5 Ways Climate Change Is Affecting Your Health

Woman looking outside window

Due to the wide range of human activities, especially the burning of fossil fuels, a significant amount of greenhouse gases have been released into the atmosphere. This is especially true in the course of the last 50 years. These greenhouse gases are responsible for trapping heat from the sun and its increasing quantity in the atmosphere means that the earth has been getting hotter progressively.

Because of climate change, sea levels are rising, glaciers are melting, weather patterns are becoming erratic and rainfall patterns have become unpredictable. All of these have a correlation with our health and the way diseases spread.

Impact of climate change on the human body

The human body relies on evaporative cooling through sweat to maintain healthy body temperatures. Due to the increase in atmospheric temperature and humidity, sufficient cooling does not happen. This often results in unhealthy consequences such as heat stroke and hyperthermia. Added to this increased environmental heat causes a wide range of problems with the brain, kidneys, heart, and liver among other organs.

Heat stroke

A rise in infectious diseases

The warming up of oceans and the erratic patterns of weather have brought about a rise in infectious diseases. Warmer oceans are linked to increased incidences of cholera caused due to the Vibrio bacteria. Old and newly emerging diseases are spreading faster as regions experience new climates. Certain areas are experiencing extended rainfall and other, extended drought. These extended periods of weather result in disease vectors remaining active for longer periods of time, causing the rapid spread of infections. Additionally, the introduction of new climates is giving birth to new vectors. For example, extended periods of heat and humidity is leading to high reproduction of mosquitoes causing an increase in diseases like malaria and dengue.

mosquito diseases

Problems with the heart and lungs

The rise in air temperature has a direct impact on respiratory and cardiovascular problems, especially for the elderly. A glaring example of this is the heatwave of Europe in 2003 which caused about 70,000 deaths. Allergens such as pollen also increase and thrive in hotter temperatures which can trigger asthma attacks and allergies in a greater number of people.

heart diseases

Effect on mental health

While the effects of climate change on physical health have been well documented, its effects on mental health have only been understood and studied in the last decade. The increase in global temperatures can lead to economical changes, decreased food production among other overwhelming environmental changes, which will be especially hard on people with pre-existing mental health issues. This can have consequences such as aggressive behaviour and violent conflicts.

Effects on mental health

Climate change and COVID-19

It is being theorized that a part of the cause of COVID-19 is due to environmental factors like deforestation and global warming. These can lead to an increase in animal migration and greater interaction between humans and wildlife. Viruses usually coexist with the host and only become violently active when switching hosts. Climate change can also cause food crises which can make people more dependent on bushmeat such as bats.
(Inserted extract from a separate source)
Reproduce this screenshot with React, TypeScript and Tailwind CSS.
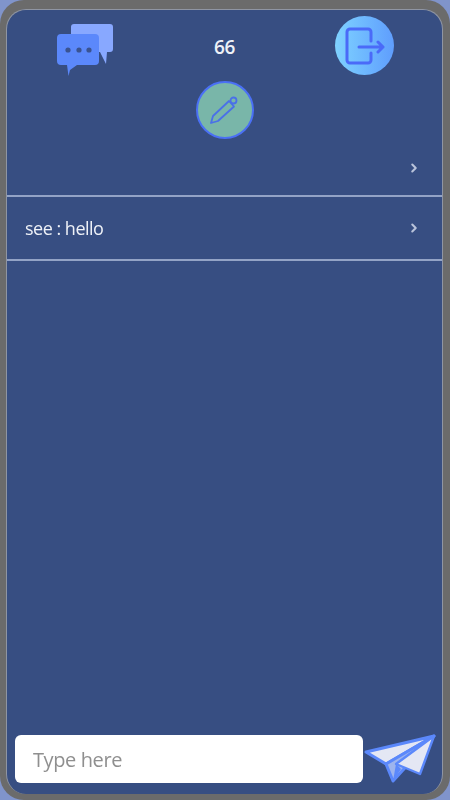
import React from "react";
import { ChevronRight } from "lucide-react";

const ChatIcon = () => (
  <svg width="58" height="54" viewBox="0 0 58 54" fill="none">
    <path d="M18 1h36a3 3 0 0 1 3 3v22a3 3 0 0 1-3 3h-3l-1 12-6-12H18a3 3 0 0 1-3-3V4a3 3 0 0 1 3-3z" fill="#88a8ff" />
    <path d="M5 11h34a4 4 0 0 1 4 4v23a4 4 0 0 1-4 4H21l-7 5-1.5 6-1.5-11H5a4 4 0 0 1-4-4V15a4 4 0 0 1 4-4z" fill="#5b88fb" />
    <circle cx="12" cy="27" r="2.6" fill="#3a5391" />
    <circle cx="23" cy="27" r="2.6" fill="#3a5391" />
    <circle cx="33" cy="27" r="2.6" fill="#3a5391" />
  </svg>
);

const LogoutIcon = () => (
  <div className="flex h-[59px] w-[59px] items-center justify-center rounded-full bg-gradient-to-r from-[#7fd2ff] to-[#5f9dfd]">
    <svg width="40" height="38" viewBox="0 0 40 38" fill="none" stroke="#4a6af8" strokeWidth="3" strokeLinecap="round" strokeLinejoin="round" className="ml-[1px]">
      <path d="M26 14V5a3 3 0 0 0-3-3H5a3 3 0 0 0-3 3v28a3 3 0 0 0 3 3h18a3 3 0 0 0 3-3v-7" />
      <path d="M14 20h24M33 15l5 5-5 5" />
    </svg>
  </div>
);

const PencilIcon = () => (
  <div className="flex h-[58px] w-[58px] items-center justify-center rounded-full border-[2.5px] border-[#4a70f5] bg-[#79b6a9]">
    <svg width="30" height="30" viewBox="0 0 30 30" fill="none" stroke="#4a70e8" strokeWidth="1.8" strokeLinejoin="round">
      <path d="M1 28l2-7L19 6l5 5.5L8 26z" />
      <circle cx="23.5" cy="5.5" r="3" />
    </svg>
  </div>
);

const SendIcon = () => (
  <svg width="72" height="50" viewBox="0 0 72 50" fill="none" strokeLinejoin="round">
    <path d="M2 18L70 2 22 30z" fill="#e4e7f4" stroke="#5b88fb" strokeWidth="3" />
    <path d="M22 30l7 17L70 2z" fill="#9db4ee" stroke="#5b88fb" strokeWidth="3" />
    <path d="M32 30L70 2 56 40z" fill="#e4e7f4" stroke="#5b88fb" strokeWidth="2.4" />
    <path d="M29 47l8-12-5-5z" fill="#5b88fb" />
  </svg>
);

const Row = ({ text, size }: { text?: string; size: string }) => (
  <div className={`flex items-center justify-between border-b-2 border-[#93a3c6] pl-[18px] pr-[21px] ${size}`}>
    <span className="text-[18px] font-medium tracking-[-0.5px] text-[#eef1f7]">{text}</span>
    <ChevronRight size={14} strokeWidth={3.5} className="text-[#b9c3da]" />
  </div>
);

export default function App() {
  return (
    <div className="h-screen w-full bg-[#8094cb] font-['Open_Sans',sans-serif]">
      <div className="h-full rounded-[24px] bg-[#6b6b6b] pb-[6px] pl-[6px] pr-[7px] pt-[9px] blur-[0.5px]">
        <div className="flex h-full flex-col rounded-[20px] border border-b-0 border-[#8f95a3] bg-[#374e82]">
          <div className="grid grid-cols-3 items-start pt-[6px]">
            <div className="flex justify-center pl-[11px] pt-[7px]">
              <ChatIcon />
            </div>
            <div className="flex justify-center pt-[17px] text-[19px] font-semibold tracking-[-0.3px] text-[#eef1f7]">66</div>
            <div className="flex justify-center pr-[10px]">
              <LogoutIcon />
            </div>
          </div>
          <div className="flex justify-center pt-[4px]">
            <PencilIcon />
          </div>
          <Row size="h-[58px] pt-[2px]" />
          <Row text="see : hello" size="h-[64px]" />
          <div className="flex-1" />
          <div className="flex items-center gap-[1px] pb-[10px] pl-2 pr-[6px]">
            <input
              placeholder="Type here"
              className="h-12 flex-1 rounded-md bg-white px-[18px] text-[20px] tracking-[-0.4px] outline-none placeholder:text-[#8f8f8f]"
            />
            <SendIcon />
          </div>
        </div>
      </div>
    </div>
  );
}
Nature heals itself while we deal with the crisis

With just a few months of lockdown and the absence of large scale human activities, nature has begun to heal itself at a tremendous pace. Air pollutant levels have gone down, waters have become cleaner, endangered wildlife is reclaiming its territory. In China alone, the drop in air pollution from these 2 months is said to have saved the lives of 4000 children below the age of 5 and 73,000 adults over the age of 70. Added to this, emissions of greenhouse gases have reduced. All of this spells good news not only for the environment but for our health as well.
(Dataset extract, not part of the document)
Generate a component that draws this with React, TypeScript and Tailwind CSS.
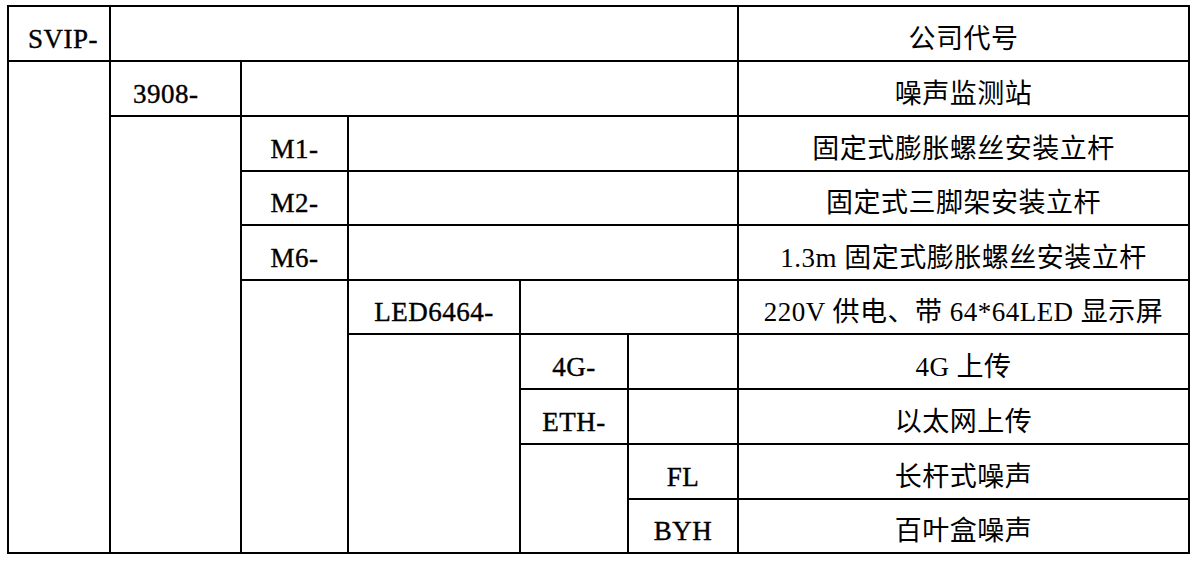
import React from "react";

type Cell = {
  area: string;
  text?: string;
  pad?: string;
  code?: boolean;
};

// staircase code table: each level steps one column to the right
const cells: Cell[] = [
  { area: "[grid-area:1/1/2/2]", text: "SVIP-", pad: "justify-start pl-[19px]", code: true },
  { area: "[grid-area:1/2/2/7]" },
  { area: "[grid-area:1/7/2/8]", text: "公司代号" },

  { area: "[grid-area:2/1/11/2]" },
  { area: "[grid-area:2/2/3/3]", text: "3908-", pad: "justify-start pl-[22px]", code: true },
  { area: "[grid-area:2/3/3/7]" },
  { area: "[grid-area:2/7/3/8]", text: "噪声监测站" },

  { area: "[grid-area:3/2/11/3]" },
  { area: "[grid-area:3/3/4/4]", text: "M1-", code: true },
  { area: "[grid-area:3/4/4/7]" },
  { area: "[grid-area:3/7/4/8]", text: "固定式膨胀螺丝安装立杆" },

  { area: "[grid-area:4/3/5/4]", text: "M2-", code: true },
  { area: "[grid-area:4/4/5/7]" },
  { area: "[grid-area:4/7/5/8]", text: "固定式三脚架安装立杆" },

  { area: "[grid-area:5/3/6/4]", text: "M6-", code: true },
  { area: "[grid-area:5/4/6/7]" },
  { area: "[grid-area:5/7/6/8]", text: "1.3m 固定式膨胀螺丝安装立杆" },

  { area: "[grid-area:6/3/11/4]" },
  { area: "[grid-area:6/4/7/5]", text: "LED6464-", code: true },
  { area: "[grid-area:6/5/7/7]" },
  { area: "[grid-area:6/7/7/8]", text: "220V 供电、带 64*64LED 显示屏" },

  { area: "[grid-area:7/4/11/5]" },
  { area: "[grid-area:7/5/8/6]", text: "4G-", code: true },
  { area: "[grid-area:7/6/8/7]" },
  { area: "[grid-area:7/7/8/8]", text: "4G 上传" },

  { area: "[grid-area:8/5/9/6]", text: "ETH-", code: true },
  { area: "[grid-area:8/6/9/7]" },
  { area: "[grid-area:8/7/9/8]", text: "以太网上传" },

  { area: "[grid-area:9/5/11/6]" },
  { area: "[grid-area:9/6/10/7]", text: "FL", code: true },
  { area: "[grid-area:9/7/10/8]", text: "长杆式噪声" },

  { area: "[grid-area:10/6/11/7]", text: "BYH", code: true },
  { area: "[grid-area:10/7/11/8]", text: "百叶盒噪声" },
];

export default function App() {
  return (
    <div className="w-[1200px] h-[565px] bg-white overflow-hidden pt-[5px] pl-[7px]">
      <div
        className="grid w-fit bg-black p-[2px] gap-[2px] grid-cols-[100px_129px_105px_170px_106px_108px_449px] grid-rows-[53px_53px_53px_52px_53px_52px_53px_53px_53px_52px] text-black text-[27px] leading-none tracking-[0.5px]"
        style={{ fontFamily: '"Liberation Serif", "Noto Sans CJK SC", serif' }}
      >
        {cells.map((c, i) => (
          <div
            key={i}
            className={`${c.area} bg-white flex items-center pt-[11px] whitespace-nowrap ${c.pad ?? "justify-center"} ${c.code ? "[-webkit-text-stroke:0.4px_black]" : ""}`}
          >
            {c.text}
          </div>
        ))}
      </div>
    </div>
  );
}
Hopefully, enough entrepreneurs and leaders will notice the rapid pace at which the environment is sewing itself back together and come up with better strategies for sustainable growth and greener technologies once the lockdown ends. This lockdown, apart from being a measure of precaution, provided a window at the damage that humans have caused to the environment and how easy it is to undo it. In the coming months, as the lockdown is lifted, hopefully, humans will act with a special focus on keeping the environment clean, not just for the sake of climate change and wildlife, but for their health as well.